* [Given instruction]: Only lines holding the string "React" are wanted; copy each one from the material.
►
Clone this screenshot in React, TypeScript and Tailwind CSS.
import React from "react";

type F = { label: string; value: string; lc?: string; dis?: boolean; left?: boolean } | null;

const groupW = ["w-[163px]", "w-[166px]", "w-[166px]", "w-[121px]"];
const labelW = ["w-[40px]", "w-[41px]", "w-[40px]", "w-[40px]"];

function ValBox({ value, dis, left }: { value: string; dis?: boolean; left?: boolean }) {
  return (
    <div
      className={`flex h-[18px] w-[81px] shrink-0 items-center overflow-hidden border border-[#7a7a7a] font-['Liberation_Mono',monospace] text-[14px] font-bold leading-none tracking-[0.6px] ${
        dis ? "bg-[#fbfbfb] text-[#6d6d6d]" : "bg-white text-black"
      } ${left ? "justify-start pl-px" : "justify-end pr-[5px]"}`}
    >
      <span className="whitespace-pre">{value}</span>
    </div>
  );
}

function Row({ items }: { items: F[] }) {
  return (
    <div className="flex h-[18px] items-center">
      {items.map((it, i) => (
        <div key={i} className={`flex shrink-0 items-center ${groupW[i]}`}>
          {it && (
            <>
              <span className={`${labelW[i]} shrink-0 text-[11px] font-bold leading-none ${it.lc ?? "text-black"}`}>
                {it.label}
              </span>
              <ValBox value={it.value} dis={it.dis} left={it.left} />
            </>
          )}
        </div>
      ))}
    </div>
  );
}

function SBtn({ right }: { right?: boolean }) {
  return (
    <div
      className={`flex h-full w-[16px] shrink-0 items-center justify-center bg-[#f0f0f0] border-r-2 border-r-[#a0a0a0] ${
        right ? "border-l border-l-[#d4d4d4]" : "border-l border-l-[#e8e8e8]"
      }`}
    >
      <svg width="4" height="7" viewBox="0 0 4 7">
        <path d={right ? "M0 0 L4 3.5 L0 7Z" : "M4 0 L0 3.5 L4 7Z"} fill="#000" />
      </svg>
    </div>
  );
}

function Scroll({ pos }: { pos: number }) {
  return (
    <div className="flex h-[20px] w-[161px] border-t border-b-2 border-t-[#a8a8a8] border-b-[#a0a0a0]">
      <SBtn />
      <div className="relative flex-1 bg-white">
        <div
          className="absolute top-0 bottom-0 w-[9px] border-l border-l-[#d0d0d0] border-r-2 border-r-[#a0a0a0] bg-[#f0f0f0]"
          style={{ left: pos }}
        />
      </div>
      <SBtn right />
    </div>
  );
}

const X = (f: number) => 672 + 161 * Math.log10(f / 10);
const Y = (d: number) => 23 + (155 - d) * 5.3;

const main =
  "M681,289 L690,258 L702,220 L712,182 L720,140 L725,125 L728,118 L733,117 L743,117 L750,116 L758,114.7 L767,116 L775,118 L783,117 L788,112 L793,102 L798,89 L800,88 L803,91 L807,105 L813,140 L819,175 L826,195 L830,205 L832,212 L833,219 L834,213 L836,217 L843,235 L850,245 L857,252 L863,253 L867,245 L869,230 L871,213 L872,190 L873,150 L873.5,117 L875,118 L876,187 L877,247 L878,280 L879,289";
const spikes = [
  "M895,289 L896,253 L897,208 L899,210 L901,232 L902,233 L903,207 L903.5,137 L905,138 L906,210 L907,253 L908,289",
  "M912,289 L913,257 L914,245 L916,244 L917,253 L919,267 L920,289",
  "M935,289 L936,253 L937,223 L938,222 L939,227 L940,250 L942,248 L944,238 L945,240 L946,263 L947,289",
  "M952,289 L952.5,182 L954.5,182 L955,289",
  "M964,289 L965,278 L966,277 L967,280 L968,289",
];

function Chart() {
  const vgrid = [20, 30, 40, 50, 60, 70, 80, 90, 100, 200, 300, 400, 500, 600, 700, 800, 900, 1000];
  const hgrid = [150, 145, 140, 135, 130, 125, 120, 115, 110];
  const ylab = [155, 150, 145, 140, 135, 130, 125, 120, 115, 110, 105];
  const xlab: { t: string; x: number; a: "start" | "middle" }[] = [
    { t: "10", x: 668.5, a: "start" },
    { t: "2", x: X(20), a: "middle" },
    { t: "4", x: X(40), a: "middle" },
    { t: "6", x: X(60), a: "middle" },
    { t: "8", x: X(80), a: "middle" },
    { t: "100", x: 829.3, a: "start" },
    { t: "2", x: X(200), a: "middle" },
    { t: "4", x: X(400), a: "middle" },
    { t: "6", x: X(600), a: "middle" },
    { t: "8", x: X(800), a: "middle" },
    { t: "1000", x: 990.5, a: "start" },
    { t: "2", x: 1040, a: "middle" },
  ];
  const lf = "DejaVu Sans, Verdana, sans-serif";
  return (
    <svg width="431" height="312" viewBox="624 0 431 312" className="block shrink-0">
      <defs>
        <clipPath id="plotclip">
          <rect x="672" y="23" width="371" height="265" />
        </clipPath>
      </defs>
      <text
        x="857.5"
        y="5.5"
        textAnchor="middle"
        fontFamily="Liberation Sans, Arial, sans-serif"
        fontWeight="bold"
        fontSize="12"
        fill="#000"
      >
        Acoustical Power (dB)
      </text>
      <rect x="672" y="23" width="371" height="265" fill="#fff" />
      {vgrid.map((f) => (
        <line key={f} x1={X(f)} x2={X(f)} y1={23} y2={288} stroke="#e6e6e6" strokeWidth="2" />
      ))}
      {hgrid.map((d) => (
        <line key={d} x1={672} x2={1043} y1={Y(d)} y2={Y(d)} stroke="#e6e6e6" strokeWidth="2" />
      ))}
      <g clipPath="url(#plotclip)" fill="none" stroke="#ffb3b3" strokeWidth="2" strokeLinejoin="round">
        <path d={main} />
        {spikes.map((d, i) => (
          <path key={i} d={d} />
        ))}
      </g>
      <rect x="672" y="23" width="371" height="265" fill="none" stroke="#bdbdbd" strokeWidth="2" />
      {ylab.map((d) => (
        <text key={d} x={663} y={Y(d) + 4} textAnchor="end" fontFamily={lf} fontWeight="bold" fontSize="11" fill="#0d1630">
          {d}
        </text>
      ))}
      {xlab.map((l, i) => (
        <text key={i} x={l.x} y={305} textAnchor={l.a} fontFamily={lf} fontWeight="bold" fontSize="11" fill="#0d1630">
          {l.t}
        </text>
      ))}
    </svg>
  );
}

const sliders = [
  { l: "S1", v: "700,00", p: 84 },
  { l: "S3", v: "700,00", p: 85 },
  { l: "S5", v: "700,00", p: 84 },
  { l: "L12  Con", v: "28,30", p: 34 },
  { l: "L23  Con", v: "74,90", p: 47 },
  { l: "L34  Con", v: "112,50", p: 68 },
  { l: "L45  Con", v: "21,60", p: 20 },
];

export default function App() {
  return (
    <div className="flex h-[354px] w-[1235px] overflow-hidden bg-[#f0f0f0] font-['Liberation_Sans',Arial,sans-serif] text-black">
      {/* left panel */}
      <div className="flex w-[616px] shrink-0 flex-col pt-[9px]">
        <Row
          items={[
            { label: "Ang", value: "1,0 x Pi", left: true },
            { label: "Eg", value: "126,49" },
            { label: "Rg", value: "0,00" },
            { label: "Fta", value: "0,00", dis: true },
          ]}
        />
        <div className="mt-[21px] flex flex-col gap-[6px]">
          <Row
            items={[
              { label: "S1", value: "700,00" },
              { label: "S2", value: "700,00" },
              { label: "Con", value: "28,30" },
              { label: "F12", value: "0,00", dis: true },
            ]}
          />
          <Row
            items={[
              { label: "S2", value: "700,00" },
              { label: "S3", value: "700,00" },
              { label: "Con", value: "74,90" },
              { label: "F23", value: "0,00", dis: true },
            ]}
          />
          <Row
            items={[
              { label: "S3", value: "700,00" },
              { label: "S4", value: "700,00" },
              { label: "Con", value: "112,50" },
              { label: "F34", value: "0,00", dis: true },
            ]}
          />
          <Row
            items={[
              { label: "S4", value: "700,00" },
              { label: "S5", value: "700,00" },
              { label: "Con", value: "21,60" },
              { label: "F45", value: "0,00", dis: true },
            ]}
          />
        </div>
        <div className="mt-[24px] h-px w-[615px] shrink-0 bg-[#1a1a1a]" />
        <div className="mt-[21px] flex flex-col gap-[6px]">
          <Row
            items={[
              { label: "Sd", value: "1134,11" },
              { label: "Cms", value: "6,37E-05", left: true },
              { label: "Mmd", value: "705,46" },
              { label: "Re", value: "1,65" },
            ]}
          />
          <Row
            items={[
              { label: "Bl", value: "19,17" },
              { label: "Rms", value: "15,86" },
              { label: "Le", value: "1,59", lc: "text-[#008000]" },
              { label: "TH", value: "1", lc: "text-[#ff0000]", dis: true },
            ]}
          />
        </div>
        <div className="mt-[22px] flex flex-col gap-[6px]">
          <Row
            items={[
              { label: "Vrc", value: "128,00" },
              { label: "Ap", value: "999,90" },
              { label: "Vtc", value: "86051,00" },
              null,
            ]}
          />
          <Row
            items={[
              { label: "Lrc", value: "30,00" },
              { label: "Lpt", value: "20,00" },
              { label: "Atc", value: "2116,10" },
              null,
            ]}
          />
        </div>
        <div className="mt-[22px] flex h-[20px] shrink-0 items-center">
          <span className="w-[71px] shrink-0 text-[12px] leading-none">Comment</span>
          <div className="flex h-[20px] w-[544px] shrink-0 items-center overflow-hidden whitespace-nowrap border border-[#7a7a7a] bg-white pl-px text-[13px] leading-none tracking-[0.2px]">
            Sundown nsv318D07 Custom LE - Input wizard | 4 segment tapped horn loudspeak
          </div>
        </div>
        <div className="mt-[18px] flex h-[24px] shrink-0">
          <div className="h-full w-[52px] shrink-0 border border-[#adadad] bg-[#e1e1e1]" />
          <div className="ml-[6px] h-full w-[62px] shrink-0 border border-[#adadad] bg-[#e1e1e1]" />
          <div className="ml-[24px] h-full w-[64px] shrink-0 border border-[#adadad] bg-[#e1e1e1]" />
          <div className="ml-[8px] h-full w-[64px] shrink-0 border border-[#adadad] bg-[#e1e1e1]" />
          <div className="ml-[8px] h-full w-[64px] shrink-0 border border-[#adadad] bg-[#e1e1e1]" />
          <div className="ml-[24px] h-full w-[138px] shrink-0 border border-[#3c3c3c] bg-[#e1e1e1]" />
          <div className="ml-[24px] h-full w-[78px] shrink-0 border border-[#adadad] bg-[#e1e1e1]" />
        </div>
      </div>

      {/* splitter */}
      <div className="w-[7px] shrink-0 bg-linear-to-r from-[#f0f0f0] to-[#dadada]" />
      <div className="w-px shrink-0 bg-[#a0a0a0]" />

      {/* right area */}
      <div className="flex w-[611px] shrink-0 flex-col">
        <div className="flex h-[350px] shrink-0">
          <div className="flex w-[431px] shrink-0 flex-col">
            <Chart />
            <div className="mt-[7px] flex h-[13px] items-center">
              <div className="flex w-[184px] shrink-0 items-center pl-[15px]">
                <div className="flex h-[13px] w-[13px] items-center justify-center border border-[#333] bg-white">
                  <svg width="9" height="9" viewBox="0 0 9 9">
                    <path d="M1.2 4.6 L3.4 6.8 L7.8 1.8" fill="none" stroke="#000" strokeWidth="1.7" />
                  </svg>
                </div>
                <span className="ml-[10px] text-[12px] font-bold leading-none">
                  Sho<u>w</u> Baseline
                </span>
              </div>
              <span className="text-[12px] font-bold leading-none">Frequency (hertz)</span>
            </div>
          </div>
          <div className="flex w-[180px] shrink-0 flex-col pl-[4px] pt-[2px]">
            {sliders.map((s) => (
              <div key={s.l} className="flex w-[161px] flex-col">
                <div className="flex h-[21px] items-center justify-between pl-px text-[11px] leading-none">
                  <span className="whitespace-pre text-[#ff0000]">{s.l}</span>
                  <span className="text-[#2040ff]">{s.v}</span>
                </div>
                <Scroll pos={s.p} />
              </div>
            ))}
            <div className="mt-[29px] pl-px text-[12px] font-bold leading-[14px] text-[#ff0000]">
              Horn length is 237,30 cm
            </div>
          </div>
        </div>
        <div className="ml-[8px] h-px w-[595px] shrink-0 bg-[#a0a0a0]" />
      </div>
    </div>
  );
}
◄
►
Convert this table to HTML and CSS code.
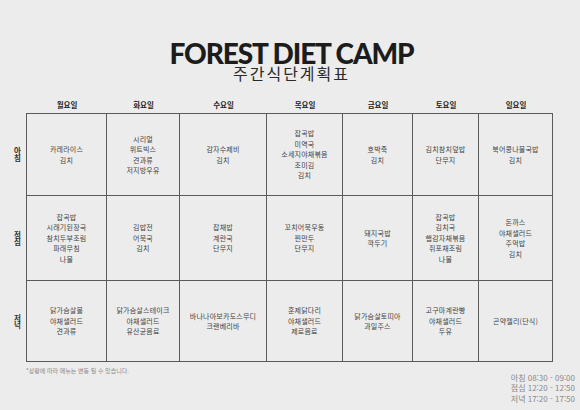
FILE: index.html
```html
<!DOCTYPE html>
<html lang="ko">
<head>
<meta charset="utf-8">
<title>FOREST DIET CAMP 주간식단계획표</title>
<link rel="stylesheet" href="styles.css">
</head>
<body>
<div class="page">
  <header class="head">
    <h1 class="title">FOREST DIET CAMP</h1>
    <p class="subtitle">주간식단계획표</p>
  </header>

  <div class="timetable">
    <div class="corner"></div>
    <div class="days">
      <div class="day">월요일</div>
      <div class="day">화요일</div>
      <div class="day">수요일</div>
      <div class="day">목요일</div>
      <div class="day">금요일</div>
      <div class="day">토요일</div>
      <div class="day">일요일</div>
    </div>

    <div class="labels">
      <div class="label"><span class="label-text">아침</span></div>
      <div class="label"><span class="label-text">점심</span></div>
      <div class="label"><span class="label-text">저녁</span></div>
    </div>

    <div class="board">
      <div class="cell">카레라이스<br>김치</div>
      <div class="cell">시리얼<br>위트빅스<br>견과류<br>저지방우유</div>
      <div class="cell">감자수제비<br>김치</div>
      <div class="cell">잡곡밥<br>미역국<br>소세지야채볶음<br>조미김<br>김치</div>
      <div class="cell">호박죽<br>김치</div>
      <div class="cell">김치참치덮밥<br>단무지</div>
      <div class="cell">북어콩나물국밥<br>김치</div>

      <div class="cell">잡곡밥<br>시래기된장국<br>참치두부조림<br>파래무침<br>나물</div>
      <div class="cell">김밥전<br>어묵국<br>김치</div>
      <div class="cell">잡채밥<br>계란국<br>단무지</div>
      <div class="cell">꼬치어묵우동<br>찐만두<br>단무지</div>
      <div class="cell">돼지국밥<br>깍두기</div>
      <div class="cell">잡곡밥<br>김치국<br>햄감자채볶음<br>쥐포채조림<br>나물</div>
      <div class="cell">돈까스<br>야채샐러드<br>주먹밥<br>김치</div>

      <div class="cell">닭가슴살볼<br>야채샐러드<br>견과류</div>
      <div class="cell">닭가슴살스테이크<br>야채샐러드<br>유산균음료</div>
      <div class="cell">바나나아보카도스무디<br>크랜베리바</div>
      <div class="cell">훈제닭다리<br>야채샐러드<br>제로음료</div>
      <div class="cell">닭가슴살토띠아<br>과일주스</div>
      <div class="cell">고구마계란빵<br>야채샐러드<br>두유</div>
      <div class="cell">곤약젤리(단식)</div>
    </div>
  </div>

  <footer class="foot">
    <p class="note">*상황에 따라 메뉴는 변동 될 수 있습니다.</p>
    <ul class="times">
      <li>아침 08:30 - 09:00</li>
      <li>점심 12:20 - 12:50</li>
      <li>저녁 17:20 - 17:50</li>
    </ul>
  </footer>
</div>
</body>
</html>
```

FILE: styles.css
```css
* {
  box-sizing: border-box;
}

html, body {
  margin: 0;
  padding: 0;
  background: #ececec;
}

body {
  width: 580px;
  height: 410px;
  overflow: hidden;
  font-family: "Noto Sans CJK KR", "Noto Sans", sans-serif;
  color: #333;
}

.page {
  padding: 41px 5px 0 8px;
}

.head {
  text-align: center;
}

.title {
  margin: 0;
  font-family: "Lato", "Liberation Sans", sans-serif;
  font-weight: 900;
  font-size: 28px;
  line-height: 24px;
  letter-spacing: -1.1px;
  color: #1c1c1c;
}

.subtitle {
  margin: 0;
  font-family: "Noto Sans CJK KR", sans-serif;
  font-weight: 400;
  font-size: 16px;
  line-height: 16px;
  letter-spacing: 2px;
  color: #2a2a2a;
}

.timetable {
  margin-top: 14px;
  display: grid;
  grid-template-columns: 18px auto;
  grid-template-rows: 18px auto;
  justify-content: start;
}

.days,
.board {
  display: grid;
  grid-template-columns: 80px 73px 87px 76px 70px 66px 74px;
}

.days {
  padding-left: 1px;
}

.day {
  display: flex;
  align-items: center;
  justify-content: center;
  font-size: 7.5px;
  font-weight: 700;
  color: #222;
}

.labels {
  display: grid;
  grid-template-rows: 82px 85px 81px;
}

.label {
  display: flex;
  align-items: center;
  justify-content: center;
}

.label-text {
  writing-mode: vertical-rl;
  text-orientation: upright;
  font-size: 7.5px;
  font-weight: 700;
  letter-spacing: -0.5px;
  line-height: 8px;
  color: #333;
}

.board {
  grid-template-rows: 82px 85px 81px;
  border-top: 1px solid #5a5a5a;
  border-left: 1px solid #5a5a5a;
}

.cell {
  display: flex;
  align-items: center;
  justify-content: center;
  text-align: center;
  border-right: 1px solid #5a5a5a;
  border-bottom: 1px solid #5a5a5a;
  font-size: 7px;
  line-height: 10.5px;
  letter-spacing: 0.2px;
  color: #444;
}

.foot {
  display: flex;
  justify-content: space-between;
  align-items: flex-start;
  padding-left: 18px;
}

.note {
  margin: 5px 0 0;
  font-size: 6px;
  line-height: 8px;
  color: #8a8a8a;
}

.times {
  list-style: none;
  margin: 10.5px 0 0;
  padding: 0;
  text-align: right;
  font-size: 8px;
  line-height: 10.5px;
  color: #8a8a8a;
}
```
◄
* [Task output]:
Clone this screenshot in React, TypeScript and Tailwind CSS.
import React from "react";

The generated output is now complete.